A Survey of the Sum of Church-Discipline…  (London: Bellamy, 1648), Preface, no page numbers

“Truth is the daughter of time, was the saying of old, and our daily experience gives in evidence and proof hereof, to every man’s ordinary observation.  Only as in other births, so here, the barrenness and fruitfulness of several ages, depend merely upon God’s good pleasure; who opens and shuts the womb of truth from bearing, as He sees fit, according to the counsel of his own will.

Not that there is any change in the truth, but the alteration grows, according to men’s apprehensions, to whom it is more or less discovered, according to God’s most just judgment and their own deservings.

Sometimes God makes an eclipse of the truth at midday, that so He might express his wrath from Heaven against the unthankfulness, prophaness and atheism of a malignant world.

Sometimes when men entertain the truth in profession, but not in the love of it and that endeared affection that is due thereunto, the Lord gives men up to the activity of error, as the apostle speaks, because they did not love that the trutb should be truth, they embraced falsehood instead of truth, that so they might be deluded and damned…

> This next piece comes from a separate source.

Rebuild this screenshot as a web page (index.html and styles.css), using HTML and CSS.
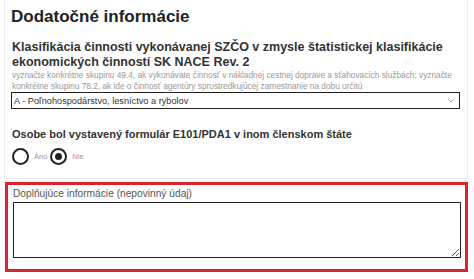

He that will estrange his affection [to others] because of the difference of apprehension in things difficult, he must be a stranger to himself one time or other.  If men would be tender and careful to keep off offensive expressions, they might keep some distance in opinion, in some things, without hazard to truth or love.  But when men set up their sheaves (though it be but in a dream, as Joseph’s was) and fall out with every one that will not fall down and adore them, they will bring much trouble into the world, but little advantage to the truth or peace.

Again, the Reader must know for his direction in this inquiry, my aim only was, and is, to lay down, and that briefly, the grounds of our practice, according to that measure of light I have received, and to give answer to such reasons which might seem to weaken the evidence thereof: declining purposely, for the present, the examination of such answers which are made to the arguments alledged by some of our reverend Brethren touching the same subject: because I would neither prejudice nor prevent their proper defense, which I do suppose in the fittest season they will so present unto the world as shall be fully satisfactory to such as love and desire the knowledge of the truth.

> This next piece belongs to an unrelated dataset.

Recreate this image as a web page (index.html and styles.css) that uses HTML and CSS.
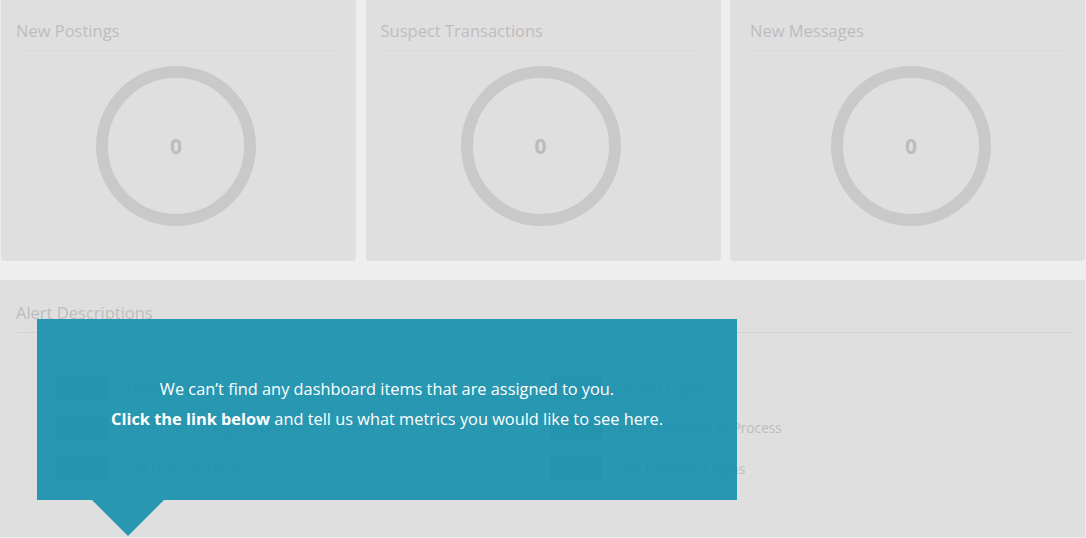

The sum is, we doubt not what we practise, but it’s beyond all doubt that all men are liars and we are in the number of those poor feeble men; either we do, or may err, though we do not know it; what we have learned we do profess and yet profess still to live that we may learn.

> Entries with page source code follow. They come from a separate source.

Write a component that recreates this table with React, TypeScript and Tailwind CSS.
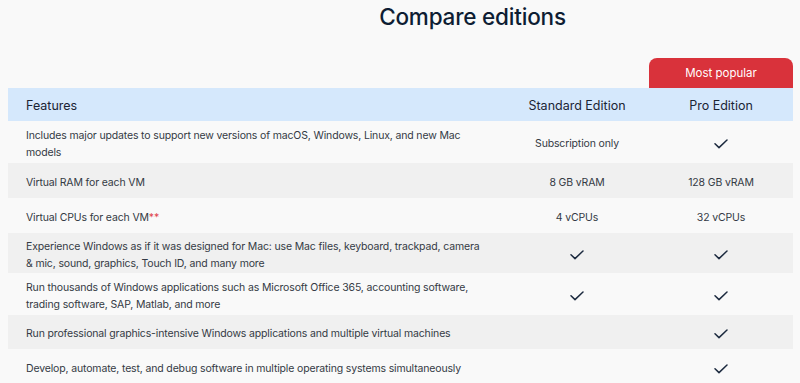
import React from "react";

const Check = () => (
  <svg width="14" height="10" viewBox="0 0 14 10" fill="none" className="inline-block">
    <path d="M1 4.8 L5 8.6 L13 1" stroke="#1c2a3f" strokeWidth="1.5" strokeLinecap="round" strokeLinejoin="round" />
  </svg>
);

type Row = {
  feature: React.ReactNode;
  std: React.ReactNode;
  pro: React.ReactNode;
  h: string;
  alt: boolean;
};

const rows: Row[] = [
  {
    feature: (
      <>
        Includes major updates to support new versions of macOS, Windows, Linux, and new Mac
        <br />
        models
      </>
    ),
    std: "Subscription only",
    pro: <Check />,
    h: "h-[42px]",
    alt: false,
  },
  { feature: "Virtual RAM for each VM", std: "8 GB vRAM", pro: "128 GB vRAM", h: "h-[35px]", alt: true },
  {
    feature: (
      <>
        Virtual CPUs for each VM<span className="text-[#e0444c]">**</span>
      </>
    ),
    std: "4 vCPUs",
    pro: "32 vCPUs",
    h: "h-[35px]",
    alt: false,
  },
  {
    feature: (
      <>
        Experience Windows as if it was designed for Mac: use Mac files, keyboard, trackpad, camera
        <br />
        &amp; mic, sound, graphics, Touch ID, and many more
      </>
    ),
    std: <Check />,
    pro: <Check />,
    h: "h-[40px]",
    alt: true,
  },
  {
    feature: (
      <>
        Run thousands of Windows applications such as Microsoft Office 365, accounting software,
        <br />
        trading software, SAP, Matlab, and more
      </>
    ),
    std: <Check />,
    pro: <Check />,
    h: "h-[42px]",
    alt: false,
  },
  {
    feature: "Run professional graphics-intensive Windows applications and multiple virtual machines",
    std: "",
    pro: <Check />,
    h: "h-[34px]",
    alt: true,
  },
  {
    feature: "Develop, automate, test, and debug software in multiple operating systems simultaneously",
    std: "",
    pro: <Check />,
    h: "h-[36px]",
    alt: false,
  },
];

export default function App() {
  return (
    <div
      className="w-[800px] h-[383px] overflow-hidden bg-[#f9f9f9]"
      style={{ fontFamily: "Inter, 'Noto Sans', sans-serif" }}
    >
      <div className="pl-[145px] pt-[1px] h-[58px] text-center">
        <h1 className="text-[22.5px] leading-[32px] text-[#0e1d33] tracking-[-0.2px] font-[450]">Compare editions</h1>
      </div>
      <div className="px-[8px] pr-[7px]">
        <div className="flex h-[30px]">
          <div className="flex-1" />
          <div className="w-[144px] bg-[#d9323b] rounded-t-[8px] flex items-center justify-center pt-[1px] text-white text-[11.5px]">
            Most popular
          </div>
        </div>
        <div className="flex h-[33px] items-center pt-[3px] bg-[#d5e8fc] text-[#1b2434] text-[12.5px]">
          <div className="flex-1 pl-[18px]">Features</div>
          <div className="w-[144px] text-center">Standard Edition</div>
          <div className="w-[144px] text-center">Pro Edition</div>
        </div>
        {rows.map((r, i) => (
          <div
            key={i}
            className={`flex items-center pt-[3px] ${r.h} ${r.alt ? "bg-[#f0f0f0]" : "bg-[#f9f9f9]"} text-[#343a44] text-[10.5px] leading-[17px] tracking-[-0.15px]`}
          >
            <div className="flex-1 pl-[18px] whitespace-nowrap">{r.feature}</div>
            <div className="w-[144px] text-center flex justify-center">{r.std}</div>
            <div className="w-[144px] text-center flex justify-center">{r.pro}</div>
          </div>
        ))}
      </div>
    </div>
  );
}
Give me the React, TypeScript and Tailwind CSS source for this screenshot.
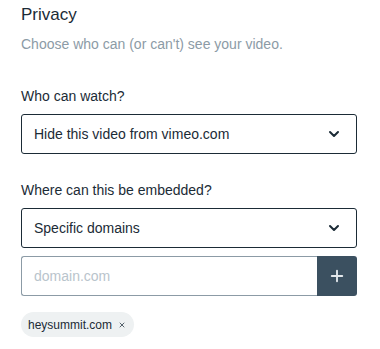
import { ChevronDown, Plus, X } from 'lucide-react';

const font = { fontFamily: '"Liberation Sans", Arial, sans-serif' };

function Select({ value }: { value: string }) {
  return (
    <div className="flex h-10 w-[336px] items-center justify-between rounded-[3px] border border-[#1b2b36] bg-white pl-3 pr-[14px]">
      <span className="text-[14px] leading-5 text-[#1b2b36]">{value}</span>
      <ChevronDown className="h-[16px] w-[16px] text-[#1b2b36]" strokeWidth={3} />
    </div>
  );
}

export default function App() {
  return (
    <div className="min-h-screen bg-white pl-[21px] pt-[3px]" style={font}>
      <h2 className="text-[17px] leading-6 text-[#1b2b36]">Privacy</h2>
      <p className="mt-[7px] text-[14px] leading-5 text-[#8c9ba6]">
        Choose who can (or can't) see your video.
      </p>

      <label className="mt-8 block text-[14px] leading-5 text-[#1b2b36]">Who can watch?</label>
      <div className="mt-2">
        <Select value="Hide this video from vimeo.com" />
      </div>

      <label className="mt-[26px] block text-[14px] leading-5 text-[#1b2b36]">
        Where can this be embedded?
      </label>
      <div className="mt-2">
        <Select value="Specific domains" />
      </div>

      <div className="mt-2 flex h-10 w-[336px]">
        <input
          placeholder="domain.com"
          className="h-10 min-w-0 flex-1 rounded-l-[3px] border border-r-0 border-[#8c9ba6] pl-3 text-[14px] text-[#1b2b36] outline-none placeholder:text-[#b9c4cc]"
        />
        <button className="flex h-10 w-10 items-center justify-center rounded-r-[3px] bg-[#3b5060] text-[#e3e8ec]">
          <Plus className="h-[18px] w-[18px]" strokeWidth={2.5} />
        </button>
      </div>

      <div className="mt-4 inline-flex h-[25px] items-center gap-[6px] rounded-full bg-[#eef1f2] pl-[7px] pr-[8px]">
        <span className="text-[12px] leading-4 text-[#1b2b36]">heysummit.com</span>
        <X className="h-[8px] w-[8px] text-[#55626c]" strokeWidth={3} />
      </div>
    </div>
  );
}
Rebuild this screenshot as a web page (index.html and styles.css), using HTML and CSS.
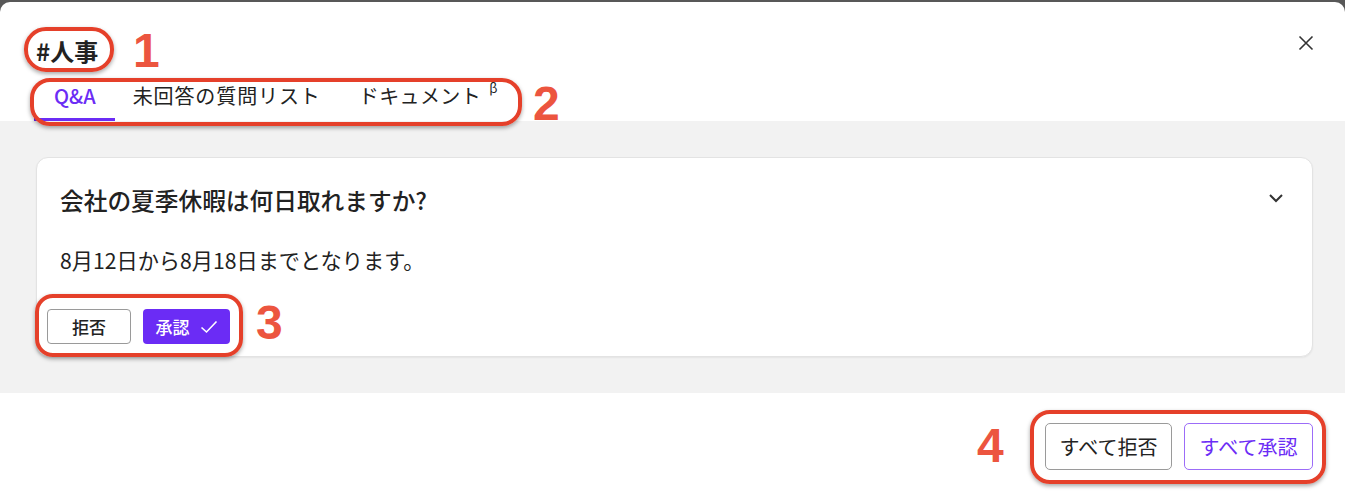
FILE: index.html
```html
<!DOCTYPE html>
<html lang="ja">
<head>
<meta charset="utf-8">
<title>#人事</title>
<link rel="stylesheet" href="styles.css">
</head>
<body>
<div class="modal">
  <header class="modal-header">
    <div class="title-row">
      <h1 class="title">#人事</h1>
      <button class="close" aria-label="閉じる">
        <svg width="16" height="16" viewBox="0 0 16 16"><path d="M1.5 1.5 L14.5 14.5 M14.5 1.5 L1.5 14.5" stroke="#333" stroke-width="1.6" fill="none"/></svg>
      </button>
    </div>
    <nav class="tabs">
      <div class="tab active">Q&amp;A</div>
      <div class="tab">未回答の質問リスト</div>
      <div class="tab">ドキュメント<sup class="beta">β</sup></div>
    </nav>
  </header>
  <main class="modal-body">
    <section class="card">
      <div class="q-row">
        <div class="question">会社の夏季休暇は何日取れますか?</div>
        <svg class="chevron" width="16" height="10" viewBox="0 0 16 10"><path d="M2 2 L8 8 L14 2" stroke="#333" stroke-width="2" fill="none"/></svg>
      </div>
      <div class="answer">8月12日から8月18日までとなります。</div>
      <div class="actions">
        <button class="btn btn-reject">拒否</button>
        <button class="btn btn-approve">承認<svg width="18" height="14" viewBox="0 0 18 14"><path d="M1.5 7.5 L6.5 12 L16.5 1.5" stroke="#fff" stroke-width="1.6" fill="none"/></svg></button>
      </div>
    </section>
  </main>
  <footer class="modal-footer">
    <button class="fbtn fbtn-reject">すべて拒否</button>
    <button class="fbtn fbtn-approve">すべて承認</button>
  </footer>
</div>

<div class="ann ann-box ann-1"></div>
<div class="ann ann-num num-1">1</div>
<div class="ann ann-box ann-2"></div>
<div class="ann ann-num num-2">2</div>
<div class="ann ann-box ann-3"></div>
<div class="ann ann-num num-3">3</div>
<div class="ann ann-box ann-4"></div>
<div class="ann ann-num num-4">4</div>
</body>
</html>
```
FILE: styles.css
```css
* { box-sizing: border-box; }
html, body { margin: 0; padding: 0; }
body {
  background: #585858;
  padding-top: 2px;
  font-family: "Noto Sans CJK JP", "Noto Sans", sans-serif;
  color: #222;
  width: 1345px;
  height: 493px;
  overflow: hidden;
  position: relative;
}
.modal {
  background: #fff;
  border-radius: 10px 10px 0 0;
  height: 491px;
  display: flex;
  flex-direction: column;
}
.modal-header {
  padding-top: 34px;
}
.title-row {
  display: flex;
  justify-content: space-between;
  align-items: flex-start;
  padding: 0 31px 0 36px;
}
.title {
  margin: 0;
  font-size: 24px;
  line-height: 30px;
  font-weight: 700;
  color: #222;
}
.close {
  border: 0;
  background: none;
  padding: 0;
  width: 16px;
  height: 16px;
  margin-top: -1px;
  display: flex;
}
.tabs {
  display: flex;
  padding-left: 34px;
  margin-top: 16px;
}
.tab {
  font-size: 20px;
  line-height: 28px;
  padding: 0 19px 8px;
  border-bottom: 3px solid transparent;
  color: #222;
  letter-spacing: 0.9px;
  font-weight: 400;
}
.tab.active {
  color: #6b2cf5;
  border-bottom-color: #6b2cf5;
  font-weight: 500;
  padding: 0 19px 8px 20px;
  letter-spacing: 0;
}
.tab:nth-child(2) { padding-left: 18px; }
.tab:nth-child(3) { padding-left: 19px; letter-spacing: 0.4px; }
.beta {
  font-size: 13px;
  font-weight: 400;
  vertical-align: top;
  line-height: 1;
  margin-left: 8px;
  position: relative;
  top: -1px;
}
.modal-body {
  background: #f2f2f2;
  padding: 36px 32px 36px 36px;
}
.card {
  background: #fff;
  border: 1px solid #e3e3e3;
  border-radius: 12px;
  box-shadow: 0 1px 2px rgba(0,0,0,0.06);
  height: 200px;
}
.q-row {
  display: flex;
  justify-content: space-between;
  align-items: center;
  padding: 26px 28px 0 23px;
}
.question {
  font-size: 23.7px;
  line-height: 32px;
  font-weight: 500;
  color: #222;
}
.chevron { margin-top: -4px; }
.answer {
  font-size: 21.2px;
  line-height: 28px;
  padding: 30px 23px 0;
  color: #222;
}
.actions {
  display: flex;
  gap: 12px;
  padding: 35px 10px 0;
}
.btn {
  height: 35px;
  font-family: inherit;
  font-size: 17px;
  border-radius: 4px;
  display: flex;
  align-items: center;
  justify-content: center;
  padding: 0;
}
.btn-reject {
  width: 84px;
  background: #fff;
  border: 1px solid #9a9a9a;
  color: #222;
  font-weight: 500;
}
.btn-approve {
  width: 87px;
  background: #6b2cf5;
  border: 0;
  color: #fff;
  gap: 10px;
  font-weight: 500;
}
.modal-footer {
  flex: 1;
  display: flex;
  justify-content: flex-end;
  align-items: flex-start;
  gap: 12px;
  padding: 30px 32px 0 0;
}
.fbtn {
  height: 47px;
  font-family: inherit;
  font-size: 20px;
  background: #fff;
  border-radius: 5px;
  padding: 0;
}
.fbtn-reject {
  width: 127px;
  border: 1px solid #9a9a9a;
  color: #222;
}
.fbtn-approve {
  width: 129px;
  border: 1px solid #9c6cf8;
  color: #6b2cf5;
}

/* annotation overlay */
.ann { position: absolute; }
.ann-box {
  border: 4px solid #e5402a;
  box-shadow: 0 2px 4px rgba(0,0,0,0.35);
}
.ann-1 { left: 24px; top: 27px; width: 90px; height: 45px; border-radius: 22px; }
.ann-2 { left: 30px; top: 78px; width: 492px; height: 48px; border-radius: 20px; }
.ann-3 { left: 35px; top: 294px; width: 208px; height: 63px; border-radius: 18px; }
.ann-4 { left: 1030px; top: 410px; width: 296px; height: 74px; border-radius: 20px; }
.ann-num {
  font-family: "Liberation Sans", Arial, sans-serif;
  font-weight: 700;
  font-size: 48px;
  line-height: 1;
  color: #ec553f;
}
.num-1 { left: 133px; top: 27px; }
.num-2 { left: 533px; top: 80px; }
.num-3 { left: 256px; top: 299px; }
.num-4 { left: 977px; top: 422px; }
```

And therefore the errand upon which this present discourse is sent, is summarily to show these two things unto the world:

1. That there must be more said (than yet it has been my happiness to see) before the principles we profess will be shaken, and consequently it cannot be expected, that we should be unsetled in our practice.

2. That I might occasion men eminently gifted to make further search, and to dig deeper, that if there be any vein of reason which lies yet lower, it might be brought to light, and we profess and promise, not only a ready ear to hear it, but a heart willing to welcome it.

It’s the perfection of a man, amidst these many weaknesses we are surrounded withal, by many changes to come to perfection.  It’s the honour and conquest of a man truly wise to be conquered by the truth: and he has attained the greatest liberty that suffers himself to be led captive thereby.

In the handling of all these particulars, so full of difficulty and obscurity, I am not such a stranger at home, but that I am easily sensible of the weight of the matter and mine own weakness: and therefore I can professe in a word of truth that against mine own inclination and affection I was haled by importunity to this so hard a task, to kindle my rush candle, to join with the light of others, at least to occasion them to set up their lamps.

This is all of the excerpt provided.